The large compensation package is similar to Yahoo's (YHOO) deal for Marissa Mayer, who received $59 million in cash and stock to leave Google (GOOG) and take over the top spot at the Sunnyvale Internet giant nearly a year ago. While her immediate bonus was not as large as Mattrick's, Mayer received more stock rewards as an incentive to boost Yahoo's share price; Yahoo stock has gained more than 60 percent since Mayer came on board.
Zynga likely hopes that Mattrick's leadership will lead to a similar bump in its stock price, which has languished near $3 a share while the company has experienced difficulties finding consistent profits. After posting a slight $4 million in profits during the first quarter and an 18 percent decline in revenues at $263.6 million, Zynga predicted a net loss of as much as $36.5 million for the current quarter and even less quarterly revenue.
The company has already worked to cut costs, chopping nearly 20 percent of its workers in a second round of layoffs and closing offices in other states. By pushing founder Mark Pincus out of the CEO role and bringing in Mattrick, Zynga is hoping that revenues can again head up and push the company to stronger profits by focusing on franchise games that can turn into hits, analysts said.
"We think that Mr. Mattrick will focus the company's efforts on streamlining its operations, right-sizing its staffing levels, and focusing employees on the highest revenue-potential projects," Wedbush Securities analyst Michael Pachter said after Mattrick's hiring this week, later adding, "Mr. Mattrick has a history of accomplishment at Microsoft and Electronic Arts (ERTS), has consistently surrounded himself with capable executives, and has consistently extracted solid performance from his coworkers. We expect him to repeat this history at Zynga."
Arvind Bhatia of Sterne Agee is not so sure Mattrick will be successful, writing "Zynga's business is now dependent on new hits, which have been hard to come by. We believe this is a product issue and not so much a leadership issue."
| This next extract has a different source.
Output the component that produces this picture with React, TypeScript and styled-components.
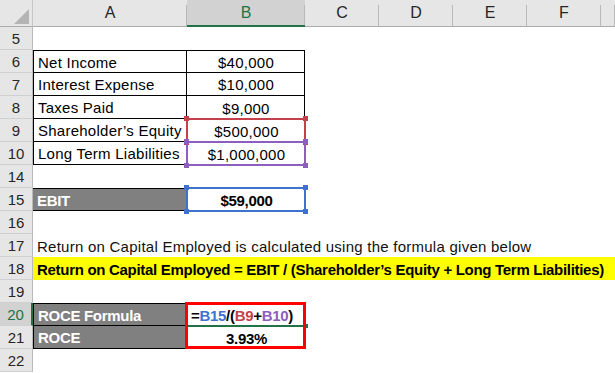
import React from 'react'
import styled, { createGlobalStyle } from 'styled-components'

const GlobalStyle = createGlobalStyle`
  html, body {
    margin: 0;
    padding: 0;
    background: #ffffff;
  }
  body {
    font-family: 'Liberation Sans', Arial, sans-serif;
    color: #000;
  }
`

// excel-ish palette
const GREEN = '#217346'
const HEAD_BG = '#e6e6e6'
const HEAD_ACTIVE = '#d2d2d2'
const FILL_GREY = '#808080'
const REF_BLUE = '#3f72cf'
const REF_RED = '#c4414c'
const REF_PURPLE = '#8b5ec0'

const Sheet = styled.div`
  display: grid;
  grid-template-columns: 33px 154px 118px 74px 74px 74px 74px 1fr;
  grid-template-rows: 27px repeat(15, 23px);
  width: 615px;
  height: 373px;
  overflow: hidden;
  font-size: 15px;
`

const Corner = styled.div`
  background: ${HEAD_BG};
  border-bottom: 1px solid #ababab;
  border-right: 1px solid #c6c6c6;
  box-sizing: border-box;
  display: flex;
  align-items: flex-end;
  justify-content: flex-end;
  padding: 0 3px 2px 0;
`

const ColHead = styled.div<{ active?: boolean }>`
  background: ${p => (p.active ? HEAD_ACTIVE : HEAD_BG)};
  border-bottom: ${p => (p.active ? `2px solid ${GREEN}` : '1px solid #ababab')};
  box-sizing: border-box;
  display: flex;
  align-items: center;
  justify-content: center;
  color: ${p => (p.active ? GREEN : '#262626')};
  font-size: 16px;
  padding-top: ${p => (p.active ? '1px' : '0')};
  position: relative;

  &::after {
    content: '';
    position: absolute;
    right: 0;
    top: 5px;
    bottom: 0;
    width: 1px;
    background: #b9b9b9;
  }
`

const RowHead = styled.div<{ active?: boolean }>`
  background: ${p => (p.active ? HEAD_ACTIVE : HEAD_BG)};
  border-bottom: 1px solid #cfcfcf;
  border-right: ${p => (p.active ? `2px solid ${GREEN}` : '1px solid #b9b9b9')};
  box-sizing: border-box;
  display: flex;
  align-items: center;
  justify-content: center;
  color: ${p => (p.active ? GREEN : '#262626')};
  font-size: 15px;
  padding-top: 1px;
`

type Edges = { t?: boolean; b?: boolean; l?: boolean; r?: boolean }

const Cell = styled.div<{
  edges?: Edges
  fill?: string
  align?: 'left' | 'center'
  bold?: boolean
  ink?: string
  span?: number
}>`
  position: relative;
  box-sizing: border-box;
  display: flex;
  align-items: center;
  justify-content: ${p => (p.align === 'center' ? 'center' : 'flex-start')};
  padding: 1px 3px 0 4px;
  white-space: nowrap;
  background: ${p => p.fill || 'transparent'};
  color: ${p => p.ink || '#000'};
  font-weight: ${p => (p.bold ? 700 : 400)};
  letter-spacing: ${p => (p.bold ? '-0.3px' : '0.25px')};
  grid-column: ${p => (p.span ? `span ${p.span}` : 'auto')};
  border-top: ${p => (p.edges?.t ? '1px solid #000' : 'none')};
  border-bottom: ${p => (p.edges?.b ? '1px solid #000' : 'none')};
  border-left: ${p => (p.edges?.l ? '1px solid #000' : 'none')};
  border-right: ${p => (p.edges?.r ? '1px solid #000' : 'none')};
  overflow: visible;
`

// coloured outline that excel draws round a referenced range
const RefBox = styled.div<{ tone: string }>`
  position: absolute;
  left: -1px;
  top: -1px;
  right: -1px;
  bottom: -1px;
  border: 2px solid ${p => p.tone};
  pointer-events: none;
  z-index: 2;
`

const Handle = styled.span<{ tone: string; x: 'l' | 'r'; y: 't' | 'b' }>`
  position: absolute;
  width: 5px;
  height: 5px;
  background: ${p => p.tone};
  ${p => (p.x === 'l' ? 'left: -4px;' : 'right: -4px;')}
  ${p => (p.y === 't' ? 'top: -4px;' : 'bottom: -4px;')}
`

const FormulaFrame = styled.div`
  position: absolute;
  left: -2px;
  top: -1px;
  width: 121px;
  height: 47px;
  border: 3px solid #ff0000;
  box-sizing: border-box;
  z-index: 3;
  pointer-events: none;
`

const ActiveLine = styled.div`
  position: absolute;
  left: 1px;
  right: 0;
  bottom: -1px;
  height: 2px;
  background: ${GREEN};
  z-index: 2;

  &::after {
    content: '';
    position: absolute;
    right: -3px;
    top: -1px;
    width: 4px;
    height: 4px;
    background: ${GREEN};
  }
`

const Ref = styled.span<{ tone: string }>`
  color: ${p => p.tone};
`

const RefRange: React.FC<{ tone: string }> = ({ tone }) => (
  <RefBox tone={tone}>
    <Handle tone={tone} x="l" y="t" />
    <Handle tone={tone} x="r" y="t" />
    <Handle tone={tone} x="l" y="b" />
    <Handle tone={tone} x="r" y="b" />
  </RefBox>
)

const Blank: React.FC<{ count: number }> = ({ count }) => (
  <>
    {Array.from({ length: count }).map((_, i) => (
      <Cell key={i} />
    ))}
  </>
)

const columns = ['A', 'B', 'C', 'D', 'E', 'F', '']

const App: React.FC = () => {
  return (
    <>
      <GlobalStyle />
      <Sheet>
        <Corner>
          <svg width="15" height="15" viewBox="0 0 15 15">
            <polygon points="15,0 15,15 0,15" fill="#b4b4b4" />
          </svg>
        </Corner>
        {columns.map(c => (
          <ColHead key={c || 'g'} active={c === 'B'}>{c}</ColHead>
        ))}

        <RowHead>5</RowHead>
        <Blank count={7} />

        <RowHead>6</RowHead>
        <Cell edges={{ t: true, b: true, l: true, r: true }}>Net Income</Cell>
        <Cell edges={{ t: true, b: true, r: true }} align="center">$40,000</Cell>
        <Blank count={5} />

        <RowHead>7</RowHead>
        <Cell edges={{ b: true, l: true, r: true }}>Interest Expense</Cell>
        <Cell edges={{ b: true, r: true }} align="center">$10,000</Cell>
        <Blank count={5} />

        <RowHead>8</RowHead>
        <Cell edges={{ b: true, l: true, r: true }}>Taxes Paid</Cell>
        <Cell edges={{ r: true }} align="center">$9,000</Cell>
        <Blank count={5} />

        <RowHead>9</RowHead>
        <Cell edges={{ b: true, l: true }}>Shareholder’s Equity</Cell>
        <Cell align="center">
          $500,000
          <RefRange tone={REF_RED} />
        </Cell>
        <Blank count={5} />

        <RowHead>10</RowHead>
        <Cell edges={{ b: true, l: true }}>Long Term Liabilities</Cell>
        <Cell align="center">
          $1,000,000
          <RefRange tone={REF_PURPLE} />
        </Cell>
        <Blank count={5} />

        <RowHead>14</RowHead>
        <Blank count={7} />

        <RowHead>15</RowHead>
        <Cell edges={{ t: true, b: true }} fill={FILL_GREY} ink="#fff" bold>EBIT</Cell>
        <Cell align="center" bold>
          $59,000
          <RefRange tone={REF_BLUE} />
        </Cell>
        <Blank count={5} />

        <RowHead>16</RowHead>
        <Blank count={7} />

        <RowHead>17</RowHead>
        <Cell ink="#111">Return on Capital Employed is calculated using the formula given below</Cell>
        <Blank count={6} />

        <RowHead>18</RowHead>
        <Cell span={7} fill="#ffff00" bold>
          Return on Capital Employed = EBIT / (Shareholder’s Equity + Long Term Liabilities)
        </Cell>

        <RowHead>19</RowHead>
        <Blank count={7} />

        <RowHead active>20</RowHead>
        <Cell edges={{ t: true, b: true, l: true }} fill={FILL_GREY} ink="#fff" bold>ROCE Formula</Cell>
        <Cell bold>
          =<Ref tone={REF_BLUE}>B15</Ref>/(<Ref tone={REF_RED}>B9</Ref>+<Ref tone={REF_PURPLE}>B10</Ref>)
          <ActiveLine />
          <FormulaFrame />
        </Cell>
        <Blank count={5} />

        <RowHead>21</RowHead>
        <Cell edges={{ b: true, l: true }} fill={FILL_GREY} ink="#fff" bold>ROCE</Cell>
        <Cell align="center" bold>3.93%</Cell>
        <Blank count={5} />

        <RowHead>22</RowHead>
        <Blank count={7} />
      </Sheet>
    </>
  )
}

export default App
Investors, however, have shown optimism in the hiring of Mattrick by pushing the stock price up, giving the new executive immediate profits on his cache of stock options. The stock gained 4.6 percent Wednesday to close at $3.42, closing a three-day surge of 23 percent since new of the hiring leaked.
SV150 market report: Shortened session strong for Silicon Valley tech stocks
Wall Street closed early Wednesday to start the July Fourth holiday slightly ahead of schedule, and indexes gained slightly ahead of the day off, led by the Nasdaq's 0.3 percent gain and a 0.4 percent boost for the Dow Jones. The SV150 outperformed the larger indexes, however, with Silicon valley tech companies moving 0.6 percent higher on the day.
Apple (AAPL) continued its rebound, gaining 0.6 percent to $420.80 after hiring a fashion executive to work on "special projects" with CEO Tim Cook. Apple has gained 6.1 percent so far this week after dipping lower than $400 last week following a wave of pessimistic analyst reports.
Google released the first ads for a Motorola Mobility product developed under the Mountain View search giant's reign of the hardware maker, and they seemed to be targeted directly at Apple's recent "Designed in California" campaign. Google shares increased 0.5 percent to $886.43 as the company invested in music-video provider Vevo in a deal that will keep the popular content on YouTube.
Yahoo gained 2.4 percent to $25.59 a day after announcing its second acquisition of the week, and Oracle (ORCL) (up 2 percent to $30.70), LinkedIn (up 3.2 percent to $188.18) and Cisco (CSCO) (up 1.1 percent to $24.59) also experienced strong sessions. After a record-breaking beginning to the week, Palo Alto's Tesla Motors (TSLA) fell 2.2 percent to $115.24.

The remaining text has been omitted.